荒川にあるクジラの顎の骨のアーチ。これはナガスクジラの下の顎の骨だそうだ。上五島の有川海童神社のアーチと同じように上向きに刺す形で設置されている。

荒川での捕鯨に関する解説プレート。昭和30年に大洋漁業が捕鯨基地をここで操業。しかしわずか5年で終止符を打っている。近年の捕鯨の期間は振り返ってみると短い期間しか行われていなかった。この大洋漁業の捕鯨の好況が黒瀬漁港での捕鯨基地の誘致にもつながっている。

この解説によると、当時は荒川温泉とクジラ見学を兼ねた観光客でにぎわっていたそうだ。いまではその名残りは微塵も感じないが当時の活況ぶりを写真などあれば見てみたい。

このクジラの骨のアーチは、駐車場裏にこのような状態になっている。この写真を撮ったときには草木に隠れてしまって見つけにくい状況だった。

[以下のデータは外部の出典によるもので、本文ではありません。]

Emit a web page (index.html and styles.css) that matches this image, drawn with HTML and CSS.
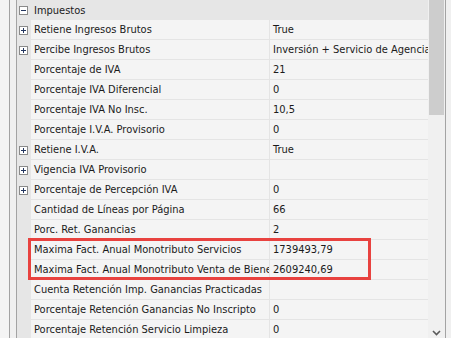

2019年に日本は商業捕鯨を再開する。五島での捕鯨の歴史を見てもわかるように我が国の捕鯨は食文化のひとつ。鯨肉が安定して安価で流通されるようになると捕鯨に関する世間の興味が深まるかもしれない。そのときには五島列島における捕鯨の歴史についても知られるようになるかも。計画的に行われる商業捕鯨が長く行われていくことを期待したい。